Some of my favorite topping combinations:
-Tomato pizza sauce, diced green bell peppers directly on top of sauce, mozzarella cheese, turkey pepperoni, pineapple, fresh red onion
-Ricotta mixed with fresh garlic, topped with mozzarella, then topped with sauteed zucchini sticks, salt and pepper OR fresh spinach instead of zucchini, directly on top of ricotta and then mozzarella on top of spinach
-Tomato pizza sauce, jalapeno slices, caramelized onions and sweet turkey Italian sausage with mozzarella
-Tomato pizza sauce, feta cheese crumbles, mozzarella cheese, chicken and apple sausage and caramelized onions (my brother got me onto that one)
-Tomato pizza sauce, red or green bell pepper, artichoke hearts and (or not) caramelized onions

Enjoy with the toppings of your choice!

Don't forget to head on over to Karen's host post to see her amazing pizza and all the other fantastic recipes brought to you by rally participants this month! Thanks again, Karen!


  1. Yum! This looks amazing, Caneel. Awesome work.

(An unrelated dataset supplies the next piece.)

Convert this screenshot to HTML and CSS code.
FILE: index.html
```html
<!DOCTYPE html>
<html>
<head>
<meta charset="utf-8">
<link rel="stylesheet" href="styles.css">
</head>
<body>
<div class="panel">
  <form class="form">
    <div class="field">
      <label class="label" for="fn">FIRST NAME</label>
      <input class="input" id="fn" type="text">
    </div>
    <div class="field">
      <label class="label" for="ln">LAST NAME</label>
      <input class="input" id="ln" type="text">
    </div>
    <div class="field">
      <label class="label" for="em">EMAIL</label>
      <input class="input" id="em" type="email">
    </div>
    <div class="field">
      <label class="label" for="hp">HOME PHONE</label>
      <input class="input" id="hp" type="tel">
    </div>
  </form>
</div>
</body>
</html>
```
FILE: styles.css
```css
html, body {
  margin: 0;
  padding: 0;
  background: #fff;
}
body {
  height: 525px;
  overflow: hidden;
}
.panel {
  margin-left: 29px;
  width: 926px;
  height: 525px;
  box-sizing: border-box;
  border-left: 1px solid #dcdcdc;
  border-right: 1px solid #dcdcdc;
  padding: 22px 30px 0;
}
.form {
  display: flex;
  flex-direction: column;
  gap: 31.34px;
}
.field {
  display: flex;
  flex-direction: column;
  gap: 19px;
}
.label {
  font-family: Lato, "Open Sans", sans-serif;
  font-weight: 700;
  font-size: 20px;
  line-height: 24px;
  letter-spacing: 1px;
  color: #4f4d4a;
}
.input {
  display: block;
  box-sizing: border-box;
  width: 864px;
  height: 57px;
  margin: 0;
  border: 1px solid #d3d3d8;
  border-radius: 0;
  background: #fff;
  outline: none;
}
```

I am so inspired...I think I'll make an artichoke and caramelized onion pizza for dinner tonight!

  2. Looks great, and so do all of your toppings - especially the artichoke & caramelized onion, yum!!!

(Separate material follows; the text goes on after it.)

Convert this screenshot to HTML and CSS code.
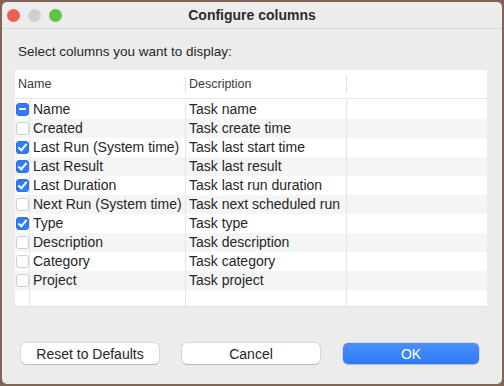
FILE: index.html
```html
<!DOCTYPE html>
<html lang="en">
<head>
  <meta charset="UTF-8" />
  <title>Configure columns</title>
  <link rel="stylesheet" href="styles.css">
</head>
<body>

  <div class="window">
    <!-- Title bar -->
    <div class="titlebar">
      <div class="lights">
        <span class="light red"></span>
        <span class="light gray"></span>
        <span class="light green"></span>
      </div>
      <div class="title">Configure columns</div>
      <div></div>
    </div>

    <div class="content">
      <p class="hint">Select columns you want to display:</p>

      <div class="table">
        <div class="row head">
          <div class="cell name-head">Name</div>
          <div class="cell desc">Description</div>
          <div class="cell last"></div>
        </div>

        <div class="row">
          <div class="cell check"><span class="box mixed"></span></div>
          <div class="cell name">Name</div>
          <div class="cell desc">Task name</div>
          <div class="cell last"></div>
        </div>
        <div class="row alt">
          <div class="cell check"><span class="box"></span></div>
          <div class="cell name">Created</div>
          <div class="cell desc">Task create time</div>
          <div class="cell last"></div>
        </div>
        <div class="row">
          <div class="cell check"><span class="box on"></span></div>
          <div class="cell name">Last Run (System time)</div>
          <div class="cell desc">Task last start time</div>
          <div class="cell last"></div>
        </div>
        <div class="row alt">
          <div class="cell check"><span class="box on"></span></div>
          <div class="cell name">Last Result</div>
          <div class="cell desc">Task last result</div>
          <div class="cell last"></div>
        </div>
        <div class="row">
          <div class="cell check"><span class="box on"></span></div>
          <div class="cell name">Last Duration</div>
          <div class="cell desc">Task last run duration</div>
          <div class="cell last"></div>
        </div>
        <div class="row alt">
          <div class="cell check"><span class="box"></span></div>
          <div class="cell name">Next Run (System time)</div>
          <div class="cell desc">Task next scheduled run</div>
          <div class="cell last"></div>
        </div>
        <div class="row">
          <div class="cell check"><span class="box on"></span></div>
          <div class="cell name">Type</div>
          <div class="cell desc">Task type</div>
          <div class="cell last"></div>
        </div>
        <div class="row alt">
          <div class="cell check"><span class="box"></span></div>
          <div class="cell name">Description</div>
          <div class="cell desc">Task description</div>
          <div class="cell last"></div>
        </div>
        <div class="row">
          <div class="cell check"><span class="box"></span></div>
          <div class="cell name">Category</div>
          <div class="cell desc">Task category</div>
          <div class="cell last"></div>
        </div>
        <div class="row alt">
          <div class="cell check"><span class="box"></span></div>
          <div class="cell name">Project</div>
          <div class="cell desc">Task project</div>
          <div class="cell last"></div>
        </div>
        <div class="row filler">
          <div class="cell check"></div>
          <div class="cell name"></div>
          <div class="cell desc"></div>
          <div class="cell last"></div>
        </div>
      </div>

      <div class="buttons">
        <button class="btn" type="button">Reset to Defaults</button>
        <button class="btn" type="button">Cancel</button>
        <button class="btn primary" type="button">OK</button>
      </div>
    </div>
  </div>

</body>
</html>
```

FILE: styles.css
```css
body {
  margin: 0;
  background-color: #7f6556;
  font-family: 'Liberation Sans', Arial, sans-serif;
  font-size: 14px;
  color: #262626;
}
.window {
  margin: 2px;
  height: 382px;
  background-color: #ececec;
  border-radius: 5px;
  overflow: hidden;
}
.titlebar {
  height: 26px;
  border-bottom: 1px solid #d9d9d9;
  display: grid;
  grid-template-columns: 1fr auto 1fr;
  align-items: center;
  padding: 0 5px;
}
.lights {
  display: flex;
  gap: 8px;
}
.light {
  width: 13px;
  height: 13px;
  border-radius: 50%;
}
.red { background-color: #ed5f57; }
.gray { background-color: #d0d0d0; }
.green { background-color: #5ec544; }
.title {
  font-weight: bold;
  font-size: 14px;
  color: #2b2b2b;
}
.content {
  padding: 0 15px 0 13px;
}
.hint {
  margin: 15px 0 11px 3px;
  line-height: 15px;
  font-size: 13.5px;
}
.table {
  background-color: #fff;
  width: 472px;
  height: 236px;
  border-bottom: 1px solid #e2e2e2;
}
.row {
  display: grid;
  grid-template-columns: 15px 156px 161px 1fr;
  height: 19px;
  line-height: 19px;
}
.row.alt {
  background-color: #f4f5f5;
}
.row.filler {
  height: 17px;
}
.cell {
  border-right: 1px solid #e4e4e4;
  padding-left: 3px;
  white-space: nowrap;
  overflow: hidden;
}
.cell.last {
  border-right: none;
}
.cell.check {
  padding-left: 1px;
  display: flex;
  align-items: center;
}
.row.head {
  grid-template-columns: 171px 161px 1fr;
  height: 28px;
  line-height: 28px;
  font-size: 12.5px;
  color: #3a3a3a;
  border-bottom: 1px solid #e4e4e4;
  margin-bottom: 1px;
}
.row.head .cell {
  border-right: none;
}
.row.head .name-head,
.row.head .desc {
  background: linear-gradient(#e2e2e2, #e2e2e2) right 6px / 1px 17px no-repeat;
}
.box {
  width: 11px;
  height: 11px;
  border: 1px solid #cfcfcf;
  border-radius: 3px;
  background-color: #fff;
  position: relative;
}
.box.on,
.box.mixed {
  background-color: #2f7cf6;
  border-color: #2a72e6;
}
.box.on::after {
  content: "";
  position: absolute;
  left: 3px;
  top: 0px;
  width: 3px;
  height: 7px;
  border: solid #fff;
  border-width: 0 2px 2px 0;
  transform: rotate(40deg);
}
.box.mixed::after {
  content: "";
  position: absolute;
  left: 2px;
  top: 4px;
  width: 7px;
  height: 2px;
  background-color: #fff;
  border-radius: 1px;
}
.buttons {
  display: flex;
  margin-top: 36px;
  padding-left: 6px;
}
.btn {
  font-family: inherit;
  font-size: 14px;
  height: 21px;
  width: 138px;
  border: none;
  border-radius: 5px;
  background-color: #fff;
  color: #262626;
  box-shadow: 0 0 0 0.5px rgba(0,0,0,0.15), 0 1px 1px rgba(0,0,0,0.15);
  padding: 0;
  margin-right: 23px;
}
.btn.primary {
  width: 136px;
  margin-right: 0;
  background: linear-gradient(#4a90f8, #2d7af5);
  color: #fff;
}
```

  3. Ginny, thank you! And go for it! :)

    Jenn, thank you!

  4. I love that you photographed the process, especially with how the dough transforms and what the crust looks like after cooking.

    Great use of flours, by the way. Teff and amaranth should be used more often. :)

  5. No, you can't have too much pizza. :) Looking forward to checking out your other post too!

    Pizza is kinda like a choose your own adventure book and I liked seeing some of your fav toppings! Thanks for sharing!

  6. Charissa, thank you! And I agree, it's definitely choose your own adventure, with so many good endings! :)

  7. Those last photos of the bottom of the crust make me want to reach in and grab a slice.